Holman Jenkins gives a tony to Phil Anschutz, a man who, apparently, is not seeking public attention or media coverage. "Anschutz has an amazing knack for being at center stage and yet completely invisible," says Jenkins. "He's the brains behind Quest Communications, which is now involved in the biggest merger battle of the decade. Nobody even knows he's part of the deal. He was a big Ray Charles fan. He bankrolled this movie when Hollywood wouldn't. It won two Oscars. He's also the owner of the L.A. Kings. He's in the middle of this big strike to shut down the league for the season now, involved possibly in selling the whole league. Nobody knows."

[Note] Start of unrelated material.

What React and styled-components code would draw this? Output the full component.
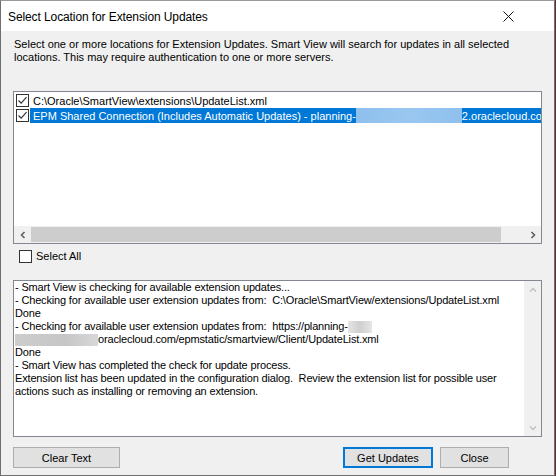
import React from "react";
import styled, { createGlobalStyle } from "styled-components";

const Global = createGlobalStyle`
  html, body { margin: 0; padding: 0; background: #6b2b2b; }
  #root { width: 556px; height: 476px; }
`;

const Window = styled.div`
  box-sizing: border-box;
  width: 555px;
  height: 476px;
  border: 1px solid #6f6f6f;
  border-top-color: #9a9a9a;
  background: #f0f0f0;
  display: flex;
  flex-direction: column;
  font-family: "Liberation Sans", Arial, sans-serif;
  font-size: 11px;
  color: #000;
`;

const TitleBar = styled.div`
  height: 30px;
  background: #fff;
  display: flex;
  align-items: center;
  justify-content: space-between;
  padding: 0 0 0 7px;
  flex: none;
`;

const TitleText = styled.span`
  font-family: "Liberation Sans", Arial, sans-serif;
  font-size: 12px;
  letter-spacing: -0.1px;
  padding-top: 1px;
`;

const CloseBtn = styled.div`
  width: 46px;
  height: 30px;
  display: flex;
  align-items: center;
  justify-content: center;
  margin-right: 23px;
`;

const Body = styled.div`
  flex: 1;
  display: flex;
  flex-direction: column;
  padding: 0 12px 0 12px;
`;

const Description = styled.p`
  margin: 7px 0 0 1px;
  line-height: 13px;
  flex: none;
`;

const ListBox = styled.div`
  margin-top: 27px;
  box-sizing: border-box;
  height: 153px;
  border: 1px solid #828790;
  background: #fff;
  display: flex;
  flex-direction: column;
  flex: none;
`;

const Items = styled.div`
  flex: 1;
  padding-top: 1px;
  overflow: hidden;
`;

const Item = styled.div`
  display: flex;
  align-items: center;
  height: 15px;
  padding-left: 2px;
  white-space: nowrap;
`;

const ItemLabel = styled.span`
  display: flex;
  align-items: center;
  height: 15px;
  flex: 1;
  margin-left: 1px;
  padding-left: 3px;
  background: ${(p) => (p.selected ? "#0078d7" : "transparent")};
  color: ${(p) => (p.selected ? "#fff" : "#000")};
`;

const Blur = styled.span`
  display: inline-block;
  width: ${(p) => p.w}px;
  height: ${(p) => p.h || 13}px;
  background: ${(p) => p.bg};
  vertical-align: middle;
`;

const CheckBox = styled.span`
  box-sizing: border-box;
  width: 13px;
  height: 13px;
  border: 1px solid #333;
  background: #fff;
  flex: none;
  display: inline-flex;
  align-items: center;
  justify-content: center;
`;

const HScroll = styled.div`
  height: 17px;
  background: #f0f0f0;
  display: flex;
  align-items: center;
  flex: none;
`;

const ScrollArrow = styled.div`
  width: 17px;
  height: 17px;
  display: flex;
  align-items: center;
  justify-content: center;
  flex: none;
`;

const HTrack = styled.div`
  flex: 1;
  height: 17px;
  display: flex;
  align-items: center;
`;

const HThumb = styled.div`
  height: 15px;
  width: 470px;
  background: #cdcdcd;
`;

const SelectAllRow = styled.label`
  display: flex;
  align-items: center;
  gap: 4px;
  margin: 5px 0 0 6px;
  height: 14px;
  flex: none;
`;

const LogBox = styled.div`
  margin-top: 17px;
  box-sizing: border-box;
  height: 157px;
  border: 1px solid #828790;
  background: #fff;
  display: flex;
  flex: none;
`;

const LogText = styled.div`
  flex: 1;
  padding: 0 0 0 1px;
  line-height: 13px;
  letter-spacing: -0.16px;
  white-space: pre;
  overflow: hidden;
`;

const VScroll = styled.div`
  width: 17px;
  background: #f0f0f0;
  display: flex;
  flex-direction: column;
  justify-content: space-between;
  flex: none;
`;

const ButtonRow = styled.div`
  display: flex;
  align-items: center;
  margin-top: 10px;
  flex: none;
`;

const Button = styled.button`
  box-sizing: border-box;
  height: 21px;
  width: ${(p) => p.w}px;
  margin-left: ${(p) => p.ml || 0}px;
  background: #e1e1e1;
  border: ${(p) => (p.primary ? "2px solid #0078d7" : "1px solid #adadad")};
  font-family: "Liberation Sans", Arial, sans-serif;
  font-size: 11px;
  color: #000;
  padding: 0;
`;

const Spacer = styled.div`
  flex: 1;
`;

const RightGap = styled.div`
  width: 33px;
  flex: none;
`;

const Check = () => (
  <svg width="11" height="11" viewBox="0 0 11 11">
    <path d="M1.5 5.5 L4.2 8.2 L9.5 2.2" fill="none" stroke="#333" strokeWidth="1.2" />
  </svg>
);

export default function App() {
  return (
    <>
      <Global />
      <Window>
        <TitleBar>
          <TitleText>Select Location for Extension Updates</TitleText>
          <CloseBtn>
            <svg width="11" height="11" viewBox="0 0 11 11">
              <path d="M0.5 0.5 L10.5 10.5 M10.5 0.5 L0.5 10.5" stroke="#111" strokeWidth="1" />
            </svg>
          </CloseBtn>
        </TitleBar>
        <Body>
          <Description>
            Select one or more locations for Extension Updates. Smart View will search for updates in all selected
            <br />
            locations. This may require authentication to one or more servers.
          </Description>
          <ListBox>
            <Items>
              <Item>
                <CheckBox>
                  <Check />
                </CheckBox>
                <ItemLabel>C:\Oracle\SmartView\extensions\UpdateList.xml</ItemLabel>
              </Item>
              <Item>
                <CheckBox>
                  <Check />
                </CheckBox>
                <ItemLabel selected>
                  EPM Shared Connection (Includes Automatic Updates) - planning-
                  <Blur w={106} h={15} bg="linear-gradient(90deg,#8ec0ee,#99c7f0 50%,#8fc0ee)" />
                  2.oraclecloud.com
                </ItemLabel>
              </Item>
            </Items>
            <HScroll>
              <ScrollArrow>
                <svg width="8" height="8" viewBox="0 0 8 8">
                  <path d="M5.5 1 L2.5 4 L5.5 7" fill="none" stroke="#606060" strokeWidth="1.6" />
                </svg>
              </ScrollArrow>
              <HTrack>
                <HThumb />
              </HTrack>
              <ScrollArrow>
                <svg width="8" height="8" viewBox="0 0 8 8">
                  <path d="M2.5 1 L5.5 4 L2.5 7" fill="none" stroke="#606060" strokeWidth="1.6" />
                </svg>
              </ScrollArrow>
            </HScroll>
          </ListBox>
          <SelectAllRow>
            <CheckBox />
            <span>Select All</span>
          </SelectAllRow>
          <LogBox>
            <LogText>
              {"- Smart View is checking for available extension updates...\n"}
              {"- Checking for available user extension updates from:  C:\\Oracle\\SmartView/extensions/UpdateList.xml\n"}
              {"Done\n"}
              {"- Checking for available user extension updates from:  https://planning-"}
              <Blur w={24} h={12} bg="linear-gradient(90deg,#e4e4e4,#cfcfcf,#e6e6e6)" />
              {"\n"}
              <Blur w={83} h={12} bg="linear-gradient(90deg,#cdcdcd,#c6c6c6 60%,#d8d8d8)" />
              {"oraclecloud.com/epmstatic/smartview/Client/UpdateList.xml\n"}
              {"Done\n"}
              {"- Smart View has completed the check for update process.\n"}
              {"Extension list has been updated in the configuration dialog.  Review the extension list for possible user\n"}
              {"actions such as installing or removing an extension."}
            </LogText>
            <VScroll>
              <ScrollArrow>
                <svg width="8" height="8" viewBox="0 0 8 8">
                  <path d="M1 5.5 L4 2.5 L7 5.5" fill="none" stroke="#c0c0c0" strokeWidth="1.4" />
                </svg>
              </ScrollArrow>
              <ScrollArrow>
                <svg width="8" height="8" viewBox="0 0 8 8">
                  <path d="M1 2.5 L4 5.5 L7 2.5" fill="none" stroke="#c0c0c0" strokeWidth="1.4" />
                </svg>
              </ScrollArrow>
            </VScroll>
          </LogBox>
          <ButtonRow>
            <Button w={107}>Clear Text</Button>
            <Spacer />
            <Button primary w={90}>Get Updates</Button>
            <Button w={69} ml={7}>Close</Button>
            <RightGap />
          </ButtonRow>
        </Body>
      </Window>
    </>
  );
}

Some French wine sales are down 30 percent since 2001. Hardly a surprise after the pushy, relentless anti-Americanism displayed by the nation's president and foreign minister during the Iraq war, says Daniel Henninger. In making their patriotic purchases of homegrown wine, many Americans have discovered they prefer fruitier, oakier, new world varieties, he adds. "In the movie SIDEWAYS the main character's favorite bottle of wine is a 1960 Cheval Blanc. Well, if someone wants to give me a bottle of Cheval Blanc to drink, I'll be happy to drink it. But until the French repudiate Jacques Chirac for what he did, I'm still two corkscrews down on buying French wine."
Paul Gigot gives a tony to 60-year-old adventurer Steve Fossett, who became the first man to fly a plane around the world without stopping or refueling. "He did it in 67 hours and landed with his fuel tanks almost empty," says Gigot. "It took courage and commitment, to say nothing of money, and it captured our admiration and imagination."